** Start **
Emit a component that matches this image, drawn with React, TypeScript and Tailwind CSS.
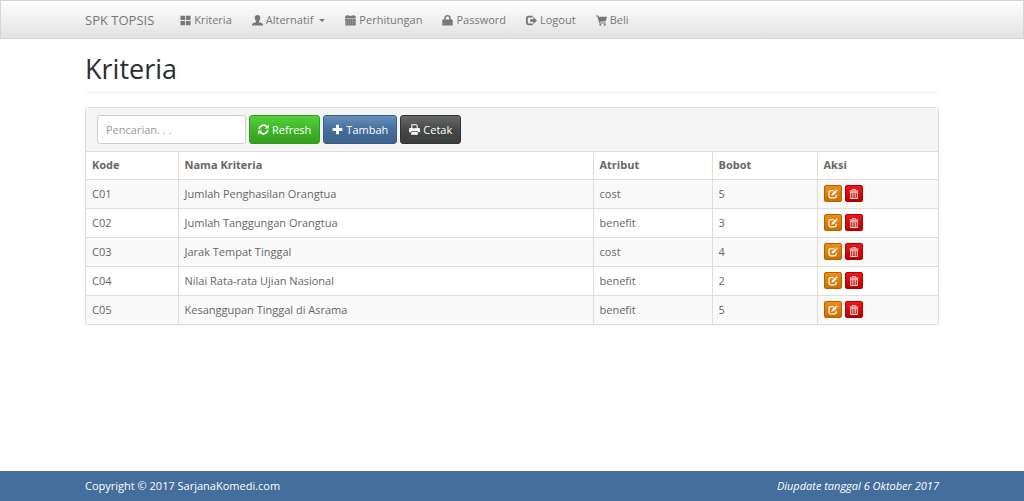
import React from "react";

type IconProps = {
  className?: string;
};

type Criterion = {
  code: string;
  name: string;
  attribute: string;
  weight: number;
};

const criteria: Criterion[] = [
  { code: "C01", name: "Jumlah Penghasilan Orangtua", attribute: "cost", weight: 5 },
  { code: "C02", name: "Jumlah Tanggungan Orangtua", attribute: "benefit", weight: 3 },
  { code: "C03", name: "Jarak Tempat Tinggal", attribute: "cost", weight: 4 },
  { code: "C04", name: "Nilai Rata-rata Ujian Nasional", attribute: "benefit", weight: 2 },
  { code: "C05", name: "Kesanggupan Tinggal di Asrama", attribute: "benefit", weight: 5 },
];

function Icon({ className = "size-[11px]", children }: IconProps & { children: React.ReactNode }) {
  return (
    <svg viewBox="0 0 12 12" fill="currentColor" aria-hidden="true" className={`shrink-0 ${className}`}>
      {children}
    </svg>
  );
}

const GridIcon = () => (
  <Icon>
    <path d="M.5.8h5v4.700h-5zM6.500.8h5v4.700h-5zM.5 6.500h5v4.700h-5zM6.500 6.500h5v4.700h-5z" />
  </Icon>
);

const UserIcon = () => (
  <Icon>
    <path d="M6 0c1.900 0 3 1.200 3 3.100 0 1.600-.6 2.700-1.300 3.500v.9c.3.600 3.700 1.200 4.200 2.200.2.500.3 1 .3 1.700H-.2c0-.7.1-1.200.3-1.700.5-1 3.900-1.600 4.200-2.200v-.9C3.600 5.800 3 4.700 3 3.100 3 1.200 4.100 0 6 0z" />
  </Icon>
);

const CalendarIcon = () => (
  <Icon>
    <path d="M.3.900h1.900V0h1.300v.9h5V0h1.300v.9h1.900v2.400H.3z" />
    <path
      fillRule="evenodd"
      d="M.3 3.900h11.400v7.600H.3zM3.200 5v.8H4V5zm2.400 0v.8h.8V5zM8 5v.8h.8V5zM1.200 7.200v.8H2v-.8zm2 0v.8H4v-.8zm2.400 0v.8h.8v-.8zm2.400 0v.8h.8v-.8zm2 0v.8h.8v-.8zM1.200 9.400v.8H2v-.8zm2 0v.8H4v-.8zm2.400 0v.8h.8v-.8zm2.400 0v.8h.8v-.8z"
    />
  </Icon>
);

const LockIcon = () => (
  <Icon>
    <path
      fillRule="evenodd"
      d="M2.500 5V3.300C2.500 1.300 4 0 6 0s3.500 1.300 3.500 3.300V5h1.500c.4 0 .7.300.7.700v5.100c0 .4-.3.700-.7.700H1c-.4 0-.7-.3-.7-.7V5.700c0-.4.300-.7.700-.7zm1.700 0h3.600V3.400C7.800 2.300 7.100 1.600 6 1.600s-1.800.7-1.800 1.800z"
    />
  </Icon>
);

const LogoutIcon = () => (
  <Icon>
    <path d="M7.300 1.700H2.900A1.900 1.900 0 0 0 1 3.600v4.800a1.900 1.900 0 0 0 1.900 1.900h4.400" fill="none" stroke="currentColor" strokeWidth="2" />
    <path d="M4.500 4.700H8V2.300L12 6 8 9.700V7.300H4.500z" />
  </Icon>
);

const CartIcon = () => (
  <Icon>
    <path d="M0 .5h2.400l.5 1.400H12L10.700 6.700 4.200 7.300l.3.900h6.200v1.200H3.600L1.600 1.700H0z" />
    <circle cx="4.700" cy="10.700" r="1.100" />
    <circle cx="9.600" cy="10.700" r="1.100" />
  </Icon>
);

const RefreshIcon = () => (
  <Icon>
    <path d="M1.300 5.500A4.800 4.800 0 0 1 9.500 2.800M10.700 6.500A4.800 4.800 0 0 1 2.500 9.200" fill="none" stroke="currentColor" strokeWidth="1.800" />
    <path d="M11.900.6v4.200H7.600zM.1 11.400V7.200h4.300z" />
  </Icon>
);

const PlusIcon = () => (
  <Icon>
    <path d="M4.400.7h3.200v3.700h3.700v3.200H7.600v3.700H4.400V7.600H.7V4.400h3.700z" />
  </Icon>
);

const PrintIcon = () => (
  <Icon>
    <path fillRule="evenodd" d="M2.500.2h5.800l1.200 1.400V4.300H11l1 1V9H9.900l-.4-1.200h-7L2.100 9H0V5.300l1-1h1.500zM3.700 1.400v3.300h4.600V1.400z" />
    <path d="M2.900 8.600h6.200l.8 3.200H2.100z" />
  </Icon>
);

const EditIcon = () => (
  <Icon className="size-[10px]">
    <path d="M7 2H3a1.800 1.800 0 0 0-1.800 1.800v5A1.800 1.800 0 0 0 3 10.600h5a1.800 1.800 0 0 0 1.800-1.800V7" fill="none" stroke="currentColor" strokeWidth="1.500" />
    <path d="M4.600 5.700l4-4 1.900 1.900-4 4-2.500.6zM9.200 1.100l.8-.8 1.900 1.900-.8.800z" />
  </Icon>
);

const TrashIcon = () => (
  <Icon className="size-[10px]">
    <path d="M4.200 1.500V.5h3.600v1M.8 2.300h10.400" fill="none" stroke="currentColor" />
    <path d="M2 3.500v7.900h8V3.500M4.600 4v6.500M7.400 4v6.500M1.500 3.700h9" fill="none" stroke="currentColor" strokeWidth="1.100" />
  </Icon>
);

const navLinks = [
  { label: "Kriteria", icon: <GridIcon /> },
  { label: "Alternatif", icon: <UserIcon />, caret: true },
  { label: "Perhitungan", icon: <CalendarIcon /> },
  { label: "Password", icon: <LockIcon /> },
  { label: "Logout", icon: <LogoutIcon /> },
  { label: "Beli", icon: <CartIcon /> },
];

function Navbar() {
  return (
    <nav className="border border-[#d5d5d5] bg-linear-to-b from-white to-[#e1e1e1] text-[#777]">
      <div className="mx-auto flex h-[37px] max-w-[854px] items-center">
        <a href="#" className="mr-4 text-[13px]">
          SPK TOPSIS
        </a>
        {navLinks.map((link) => (
          <a key={link.label} href="#" className="flex items-center gap-[3px] px-[10px] pt-px">
            {link.icon}
            {link.label}
            {link.caret && (
              <span className="ml-[3px] border-x-[3px] border-t-[3px] border-x-transparent border-t-current" />
            )}
          </a>
        ))}
      </div>
    </nav>
  );
}

function Toolbar() {
  return (
    <form className="flex gap-[3px] border-b border-[#ddd] bg-[#f5f5f5] px-[11px] py-[7px]">
      <input
        type="text"
        aria-label="Pencarian"
        placeholder="Pencarian. . ."
        className="h-[29px] w-[149px] rounded-[3px] border border-[#ccc] bg-white px-2 placeholder:text-[#999]"
      />
      <button
        type="button"
        className="flex h-[29px] items-center gap-[3px] rounded-[3px] border border-[#2f9a1c] bg-linear-to-b from-[#54d13c] via-[#3fb528] to-[#37a022] px-2 text-white"
      >
        <RefreshIcon />
        Refresh
      </button>
      <a
        href="#"
        className="flex h-[29px] items-center gap-[3px] rounded-[3px] border border-[#385c86] bg-linear-to-b from-[#6a90bd] via-[#446e9b] to-[#3e648d] px-2 text-white"
      >
        <PlusIcon />
        Tambah
      </a>
      <a
        href="#"
        className="flex h-[29px] items-center gap-[3px] rounded-[3px] border border-[#333] bg-linear-to-b from-[#686a6a] via-[#474949] to-[#3c3e3e] px-2 text-white"
      >
        <PrintIcon />
        Cetak
      </a>
    </form>
  );
}

function CriteriaTable() {
  return (
    <table className="w-full table-fixed border-collapse text-left">
      <thead>
        <tr className="h-[27px] divide-x divide-[#ddd] font-bold">
          <th className="w-[92px] px-1.5">Kode</th>
          <th className="px-1.5">Nama Kriteria</th>
          <th className="w-[119px] px-1.5">Atribut</th>
          <th className="w-[105px] px-1.5">Bobot</th>
          <th className="w-[121px] px-1.5">Aksi</th>
        </tr>
      </thead>
      <tbody>
        {criteria.map((item) => (
          <tr key={item.code} className="h-[29px] divide-x divide-[#ddd] border-t border-[#ddd] odd:bg-[#f9f9f9]">
            <td className="px-1.5">{item.code}</td>
            <td className="px-1.5">{item.name}</td>
            <td className="px-1.5">{item.attribute}</td>
            <td className="px-1.5">{item.weight}</td>
            <td className="px-1.5">
              <div className="flex gap-[3px]">
                <a
                  href="#"
                  aria-label={`Ubah ${item.code}`}
                  className="flex h-[17px] w-[18px] items-center justify-center rounded-xs border border-[#b36200] bg-linear-to-b from-[#ee8d16] to-[#c87000] text-white"
                >
                  <EditIcon />
                </a>
                <a
                  href="#"
                  aria-label={`Hapus ${item.code}`}
                  className="flex h-[17px] w-[18px] items-center justify-center rounded-xs border border-[#b00000] bg-linear-to-b from-[#ee1717] to-[#b80000] text-white"
                >
                  <TrashIcon />
                </a>
              </div>
            </td>
          </tr>
        ))}
      </tbody>
    </table>
  );
}

export default function App() {
  return (
    <div className="flex min-h-screen flex-col bg-white font-['Open_Sans',sans-serif] text-[11px] leading-4 text-[#666]">
      <Navbar />

      <main className="mx-auto w-full max-w-[854px] grow">
        <h1 className="mt-[14px] mb-[14px] border-b border-[#eee] pb-[7px] text-[27px] leading-8 text-[#2d2d2d]">
          Kriteria
        </h1>
        <div className="overflow-hidden rounded-[3px] border border-[#ddd] shadow-xs">
          <Toolbar />
          <CriteriaTable />
        </div>
      </main>

      <footer className="bg-[#446e9b] text-white">
        <div className="mx-auto flex h-[30px] max-w-[854px] items-center justify-between">
          <p>Copyright © 2017 SarjanaKomedi.com</p>
          <p className="italic">Diupdate tanggal 6 Oktober 2017</p>
        </div>
      </footer>
    </div>
  );
}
** End **
> **Exercise instructions**:
State the count of lines with the word "React" in them, and write nothing else.

> **Expected answer**:
3